Innanzitutto, la dimostrata inclinazione degli organi di vertice della “U.S. Città di P. s.p.a.”, resa nota al ricorrente dodici giorni prima dell’espressione del suo parere, di ricorrere al sistema dell’acquisto di “scatole” societarie contenenti crediti IVA fasulli, costituiva un evidente “campanello” di allarme. Nonostante detto “campanello” di allarme, e nonostante le plurime, e clamorose, anomalie dell’atto di cessione del ramo di azienda, anche e specificamente nella parte relativa all’ingente credito, di cui si fa menzione il minimo indispensabile, per di più con espressa rinuncia all’acquisizione di documentazione che ne dovrebbe supportare la esistenza, il ricorrente ha prestato la sua espressa adesione a tale acquisto. Inoltre, il medesimo ricorrente, nel momento in cui esprimeva parere favorevole, era perfettamente consapevole che l’acquisto del ramo di azienda era  funzionale a ripianare la situazione debitoria della società anche sotto il profilo fiscale, come evidenziate dalle parole pronunciate in assemblea sia dal presidente del consiglio di amministrazione, sia da lui medesimo. Ancora, il medesimo ricorrente ha sottoscritto, nei giorni immediatamente successivi, le mendaci comunicazioni alla Co.Vi.So.C. senza effettuare alcuna, pur elementare, verifica, come quella sul buon fine dei bonifici disposti da “U.S. Città di P. s.p.a.” per i pagamenti necessari, sebbene gli importi dei pagamenti attestati fossero davvero ingenti. Infine, non sono circostanze prive di significato: l’inserimento del ricorrente nella galassia societaria del dominus di “U.S. Città di P. s.p.a.”; la sua disponibilità a fornire allo stesso prestanomi; la percezione, sempre da parte del ricorrente, di un pagamento di importo significativo, in violazione della disciplina del concordato preventivo e delle disposizioni dei commissari nominati dal giudice competente per le procedure concorsuali. Inoltre, il Tribunale ha puntualmente e congruamente argomentato anche in relazione agli elementi ed argomenti addotti a discarico dall’indagato e richiamati nel ricorso come trascurati o non correttamente apprezzati.

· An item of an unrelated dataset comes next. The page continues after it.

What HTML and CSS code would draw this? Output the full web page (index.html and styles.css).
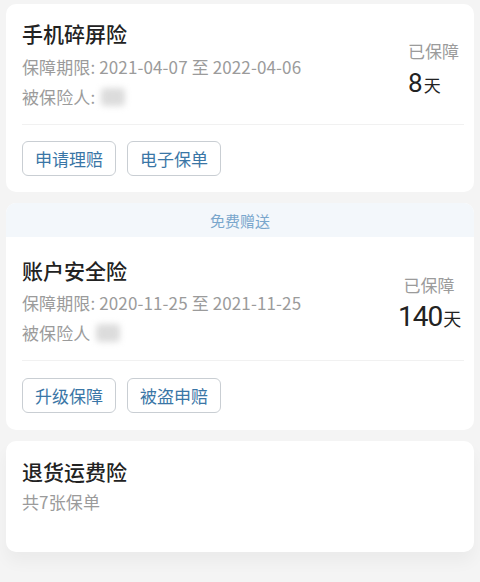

5. Infondate sono anche le censure esposte nel secondo motivo, le quali criticano l’assenza di indicazioni sul dolo del ricorrente e l’affermazione della sussistenza delle esigenze cautelari.

Per quanto riguarda il profilo della colpevolezza e del dolo, è sufficiente rimandare a quanto indicato analiticamente in precedenza ai §§ 4.1 e 4.2. Relativamente alle esigenze cautelari, il Tribunale desume l’attualità e la concretezza del pericolo di reiterazione da:

-) sistematicità e quindi non occasionalità delle condotte criminose;

-) rapporto fiduciario con T., e piena disponibilità ad assecondarne le strategie criminali;

-) utilizzo spregiudicato degli strumenti societari;

-) gravità dei fatti conseguenti alla violazione del dovere professionale di sindaco;

-) rilevanza del danno cagionato ai creditori. Le esposte ragioni possono ritenersi sufficienti, anche in considerazione delle altre condotte “irregolari” poste in essere dal ricorrente, quali quelle relative al procacciamento di prestanomi e alla percezione di compensi per oltre 32.000,00 euro in violazione della disciplina del concordato preventivo e delle disposizioni dei commissari nominati dal Tribunale.

6. Alla infondatezza delle censure segue il rigetto del ricorso e la condanna del ricorrente al pagamento delle spese processuali.

P.Q.M.

Rigetta il ricorso e condanna il ricorrente al pagamento delle spese processuali.